Runes and Germanic Linguistics

Runes and Germanic Linguistics

Synopsis

The older runic inscriptions (ca. AD 150 - 450) represent the earliest attestation of any Germanic language. The close relationship of these inscriptions to the archaic Mediterranean writing traditions is demonstrated through the linguistic and orthographic analysis presented here. The extraordinary importance of these inscriptions for a proper understanding of the prehistory and early history of the present-day Germanic languages, including English, becomes abundantly clear once the accu-mulation of unfounded claims of older mythological and cultic studies is cleared away.

Excerpt

My serious interest in runic studies did not develop until I had completed the Ph.D. degree in Germanic linguistics at the University of Illinois and begun developing a program in Germanic linguistics at the University of Iowa in the early 1960s. I then offered a course in the history of the Scandinavian languages, which of course meant that I came unavoidably into intimate contact with the early runic inscriptions.

It very quickly became apparent to me that the explanations for certain linguistic forms given in the standard works on runes simply could not be correct, and when Makaev's treatise on the older inscriptions (1965) appeared and I reviewed it for Language (Antonsen 1968b), I became all the more convinced that there was a pressing need for a new investigation of these oldest attestations of any Germanic language, an investigation that had to be grounded in a rigorous linguistic approach. the updated results of this research over a period of approximately forty years are presented here in a single volume. I am greatly indebted to the editors and publishers of journals and collective works indicated at the end of the separate chapters for permission to publish revised versions of earlier works.

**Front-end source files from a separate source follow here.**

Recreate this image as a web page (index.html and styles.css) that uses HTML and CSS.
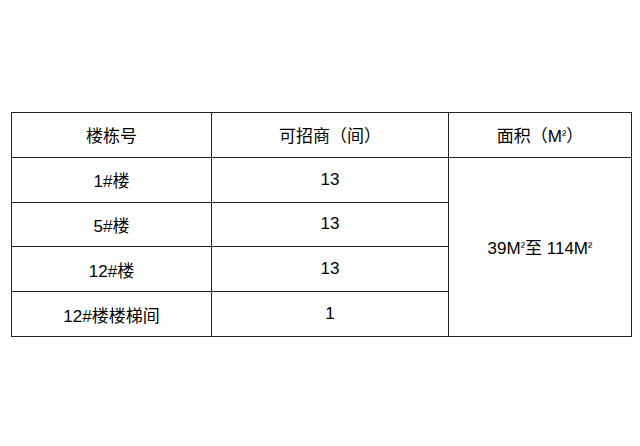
FILE: index.html
```html
<!DOCTYPE html>
<html lang="zh">
<head>
<meta charset="utf-8">
<link rel="stylesheet" href="styles.css">
</head>
<body>
<div class="page">
  <table class="grid">
    <colgroup>
      <col class="c1"><col class="c2"><col class="c3">
    </colgroup>
    <thead>
      <tr><th>楼栋号</th><th>可招商（间）</th><th>面积（M<span class="sq">²</span>）</th></tr>
    </thead>
    <tbody>
      <tr><td>1#楼</td><td>13</td><td rowspan="4">39M<span class="sq">²</span>至 114M<span class="sq">²</span></td></tr>
      <tr><td>5#楼</td><td>13</td></tr>
      <tr><td>12#楼</td><td>13</td></tr>
      <tr><td>12#楼楼梯间</td><td>1</td></tr>
    </tbody>
  </table>
</div>
</body>
</html>
```
FILE: styles.css
```css
html, body {
  margin: 0;
  padding: 0;
  background: #ffffff;
}
.page {
  width: 640px;
  height: 446px;
  padding: 112px 0 0 11px;
  box-sizing: border-box;
}
.grid {
  border-collapse: collapse;
  table-layout: fixed;
  width: 620px;
  font-family: "Liberation Sans", "Noto Sans CJK SC", sans-serif;
  font-size: 17px;
  color: #000;
}
.c1 { width: 200px; }
.c2 { width: 237px; }
.c3 { width: 183px; }
.grid th, .grid td {
  border: 1px solid #222;
  height: 44.8px;
  padding: 0;
  text-align: center;
  vertical-align: middle;
  font-weight: normal;
  box-sizing: border-box;
}
.sq {
  font-size: 13px;
  vertical-align: 3px;
}
```
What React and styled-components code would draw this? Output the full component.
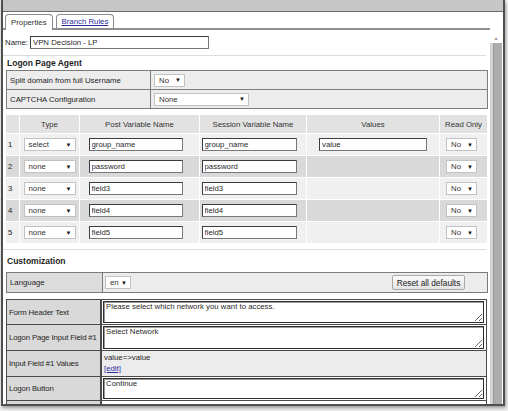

I have not provided detailed descriptions of the archaeological finds, nor photographs of the individual inscriptions. I assume that the reader will be familiar with the basic runological works and I have indicated where a good photographic reproduction of each inscription can be found. By reproducing each inscription as closely as possible in runic fonts created for me by Geoffrey Muckenhirn (to whom I am greatly indebted), I hope to provide the reader with a satisfactory understanding of the problems involved in working with them without actually having them at hand.

I have chosen to employ a modified American structuralist approach to language analysis, since it is this approach that lends itself most readily to the study of written language.

Although I had no mentor in the study of runes and therefore owe no allegiance to any particular school, I readily acknowledge my . . .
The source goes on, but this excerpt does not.